Edgewood

Susan K. Walsh, author of “Edgewood, An Old Farm in the New Millennium” on
Haverhill Community Television’s “Write Now” hosted by Gayle C. Heney. 4/26/2011
© 2011 Gayle C. Heney.

“Early one morning in June 1971 I rode my trusty gelding Majorca to the top of Weir Hill. We stood there for a few minutes looking down on the Stevens Mill below, then rode down the western slope and up onto the old railroad bed. It ran behind Stevens Pond, crossed Stevens Street, skirted the back yards of the row of mill houses there, then opened onto Osgood Street. The rails had long since been removed, but the cinder bed made a nice level path. When we got to Osgood Street, we turned right and trotted along the grassy verge of the road, following the stone walls. The old Captain Peter Osgood house stood on our left, and as we jogged along beside the big hayfield there, we could look up ahead to the Isaac Osgood house standing guard at the far end of the field as pristine as the day it was completed in 1803. We crossed over to the head of Stevens Street, where the Johnson House faced us, then up to the main entrance to the farm.

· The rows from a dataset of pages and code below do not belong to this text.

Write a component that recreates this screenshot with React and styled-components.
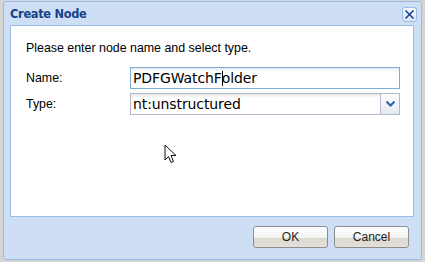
import React from 'react';
import styled, { createGlobalStyle } from 'styled-components';

const GlobalStyle = createGlobalStyle`
    html, body {
        margin: 0;
        padding: 0;
        background: #d4d4d4;
    }
    body {
        width: 425px;
        height: 262px;
        overflow: hidden;
        font-family: "Liberation Sans", Arial, sans-serif;
    }
`

export default function App() {
    return (
        <>
            <GlobalStyle />
            <Page>
                <Dialog>
                    <Header>
                        <Title>Create Node</Title>
                        <Close aria-label="close">
                            <svg width="11" height="11" viewBox="0 0 11 11">
                                <path d="M1.5 1.5 L9.5 9.5 M9.5 1.5 L1.5 9.5" stroke="#15428b" strokeWidth="1.6" />
                            </svg>
                        </Close>
                    </Header>
                    <Body>
                        <Intro>Please enter node name and select type.</Intro>
                        <Form>
                            <Label>Name:</Label>
                            <Field focused>
                                <Value>PDFGWatchF<Caret />older</Value>
                            </Field>
                            <Label>Type:</Label>
                            <Field>
                                <Value>nt:unstructured</Value>
                                <Trigger>
                                    <svg width="9" height="6" viewBox="0 0 9 6">
                                        <path d="M0.5 0.5 L4.5 4.5 L8.5 0.5" fill="none" stroke="#2a63b0" strokeWidth="2" />
                                    </svg>
                                </Trigger>
                            </Field>
                        </Form>
                        <Cursor width="14" height="22" viewBox="0 0 14 22">
                            <path d="M1 1 L1 16 L4.5 12.5 L7 18.5 L9.5 17.5 L7 11.5 L12 11.5 Z" fill="#fff" stroke="#111" strokeWidth="1" strokeLinejoin="round" />
                        </Cursor>
                    </Body>
                    <Footer>
                        <Button>OK</Button>
                        <Button>Cancel</Button>
                    </Footer>
                </Dialog>
            </Page>
        </>
    )
}

const Page = styled.div`
    width: 425px;
    height: 262px;
    padding: 1px 3px 2px 3px;
    box-sizing: border-box;
`

const Dialog = styled.div`
    height: 100%;
    box-sizing: border-box;
    border: 1px solid #99bbe8;
    border-radius: 3px;
    background: #cedff5;
    display: flex;
    flex-direction: column;
    padding: 0 7px 0 6px;
`

const Header = styled.div`
    height: 23px;
    display: flex;
    align-items: center;
    justify-content: space-between;
    margin-right: -3px;
`

const Title = styled.span`
    font-family: "DejaVu Sans", sans-serif;
    font-size: 11.4px;
    font-weight: bold;
    color: #15428b;
    margin-top: 1px;
    letter-spacing: -0.3px;
`

const Close = styled.div`
    width: 15px;
    height: 15px;
    box-sizing: border-box;
    border: 1px solid #99bbe8;
    border-radius: 3px;
    background: linear-gradient(#f4f8fd, #dbe7f6);
    display: flex;
    align-items: center;
    justify-content: center;
    margin-top: 2px;
`

const Body = styled.div`
    position: relative;
    height: 192px;
    box-sizing: border-box;
    background: #fff;
    border: 1px solid #99bbe8;
    padding: 14px 0 0 15px;
    font-size: 12.4px;
    color: #000;
`

const Intro = styled.div`
    line-height: 16px;
`

const Form = styled.div`
    display: grid;
    grid-template-columns: 104px 270px;
    row-gap: 4px;
    margin-top: 11px;
    align-items: center;
`

const Label = styled.span`
    line-height: 16px;
`

const Field = styled.div`
    height: 22px;
    box-sizing: border-box;
    border: 1px solid ${p => p.focused ? '#7eadd9' : '#b5b8c8'};
    background: linear-gradient(#e9e9e9, #fff 4px);
    display: flex;
    align-items: center;
    justify-content: space-between;
    position: relative;
`

const Value = styled.span`
    padding-left: 2px;
    font-family: "DejaVu Sans", sans-serif;
    font-size: 14px;
    letter-spacing: -0.1px;
    display: flex;
    align-items: center;
`

const Caret = styled.span`
    width: 1px;
    height: 15px;
    margin-right: -1px;
    background: #000;
`

const Trigger = styled.div`
    width: 18px;
    height: 20px;
    border-left: 1px solid #b5b8c8;
    background: linear-gradient(#fdfdfd, #e4e9f2);
    display: flex;
    align-items: center;
    justify-content: center;
`

const Cursor = styled.svg`
    position: absolute;
    left: 153px;
    top: 118px;
`

const Footer = styled.div`
    flex: 1;
    display: flex;
    justify-content: flex-end;
    gap: 6px;
    padding: 9px 5px 0 0;
    box-sizing: border-box;
`

const Button = styled.div`
    width: 75px;
    height: 22px;
    box-sizing: border-box;
    border: 1px solid #8d8d8d;
    border-radius: 3px;
    background: linear-gradient(#fff, #f2f2f2 55%, #dcd8d0 56%, #e5e1da);
    font-size: 12px;
    display: flex;
    align-items: center;
    justify-content: center;
    color: #222;
`
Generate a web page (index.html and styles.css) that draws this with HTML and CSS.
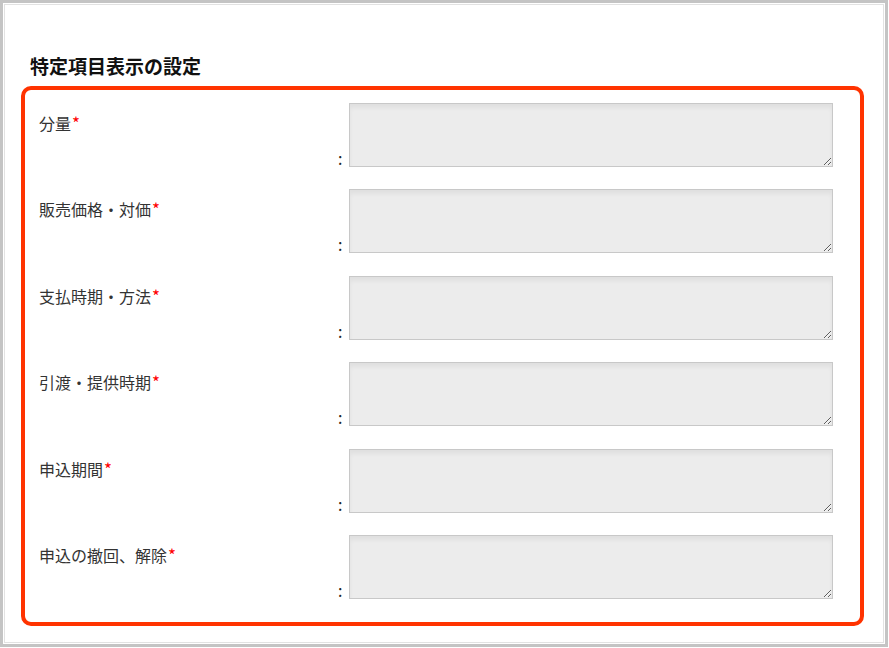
FILE: index.html
```html
<!DOCTYPE html>
<html lang="ja">
<head>
    <meta charset="UTF-8">
    <title>特定項目表示の設定</title>
    <link rel="stylesheet" href="styles.css">
</head>
<body>
    <div class="frame">
        <div class="inner">
            <h2 class="title">特定項目表示の設定</h2>

            <div class="highlight">
                <div class="row">
                    <div class="label">分量<span class="req">*</span></div>
                    <div class="field"><span class="colon">:</span><textarea></textarea></div>
                </div>
                <div class="row">
                    <div class="label">販売価格・対価<span class="req">*</span></div>
                    <div class="field"><span class="colon">:</span><textarea></textarea></div>
                </div>
                <div class="row">
                    <div class="label">支払時期・方法<span class="req">*</span></div>
                    <div class="field"><span class="colon">:</span><textarea></textarea></div>
                </div>
                <div class="row">
                    <div class="label">引渡・提供時期<span class="req">*</span></div>
                    <div class="field"><span class="colon">:</span><textarea></textarea></div>
                </div>
                <div class="row">
                    <div class="label">申込期間<span class="req">*</span></div>
                    <div class="field"><span class="colon">:</span><textarea></textarea></div>
                </div>
                <div class="row">
                    <div class="label">申込の撤回、解除<span class="req">*</span></div>
                    <div class="field"><span class="colon">:</span><textarea></textarea></div>
                </div>
            </div>
        </div>
    </div>
</body>
</html>
```

FILE: styles.css
```css
body {
    margin: 0;
    background: #fff;
    font-family: "Noto Sans CJK JP", "Noto Sans", sans-serif;
    color: #333;
}
.frame {
    box-sizing: border-box;
    width: 888px;
    height: 647px;
    border: 3px solid #c4c4c4;
    padding: 1px;
}
.inner {
    box-sizing: border-box;
    height: 100%;
    border: 1px solid #e2e2e2;
    padding: 47px 0 0 0;
}
.title {
    margin: 0 0 7px 25px;
    font-size: 19px;
    line-height: 27px;
    font-weight: bold;
    color: #111;
}
.highlight {
    box-sizing: border-box;
    width: 843px;
    margin-left: 16px;
    border: 4px solid #ff3300;
    border-radius: 10px;
    padding: 13px 0 23px 14px;
}
.row {
    display: flex;
    margin-bottom: 22.4px;
}
.row:last-child {
    margin-bottom: 0;
}
.label {
    width: 299px;
    padding-top: 9px;
    font-size: 16px;
    line-height: 22px;
    color: #333;
}
.req {
    color: #f00;
    font-size: 17px;
    margin-left: 1px;
}
.field {
    display: flex;
    align-items: flex-end;
}
.colon {
    font-size: 16px;
    line-height: 16px;
    margin-right: 7px;
    margin-bottom: 1px;
    color: #222;
}
textarea {
    box-sizing: border-box;
    width: 484px;
    height: 64px;
    margin: 0;
    border: 1px solid #c8c8c8;
    background: #ececec;
    box-shadow: inset 0 4px 4px rgba(0, 0, 0, 0.05);
}
```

Two big elm trees, their foliage hanging as thick as grapes over the road, shaded the drive by the front house, with its lilacs in full bloom. The big barn loomed up ahead, its double doors wide open in the heat of the day, and in the distance the haying machinery worked the upper hayfield, pulsing like some great mechanical heart. By then, we had already sent a man to the moon. Yet on this morning, riding that mile or so from Weir Hill back home to the farm, I experienced sights and sounds no different from those of the last century, and almost no different from those of the last two hundred years. In the coming years, the farm and its surroundings would undergo more changes than it had for those two hundred, but at that moment, that rare day in June, it stood unchanged, timeless – the epitome of the New England farm in Spring.” Taken from the back cover

Susan K. Walsh grew up just a few miles west of Edgewood, and moved there upon her marriage to Jim in 1970. A graduate of Wellesley College with a Master’s from Harvard, she taught Latin and Greek at the Shady Hill School in Cambridge for 25 years, until devoting herself full time to the raising and racing of Thoroughbreds. She is now a State Steward at Suffolk Downs, and still lives in North Andover with her husband Jim. There they care for a small family of Edgewood-born horses, a herd of farm cats, and a venerable Irish Wolfhound.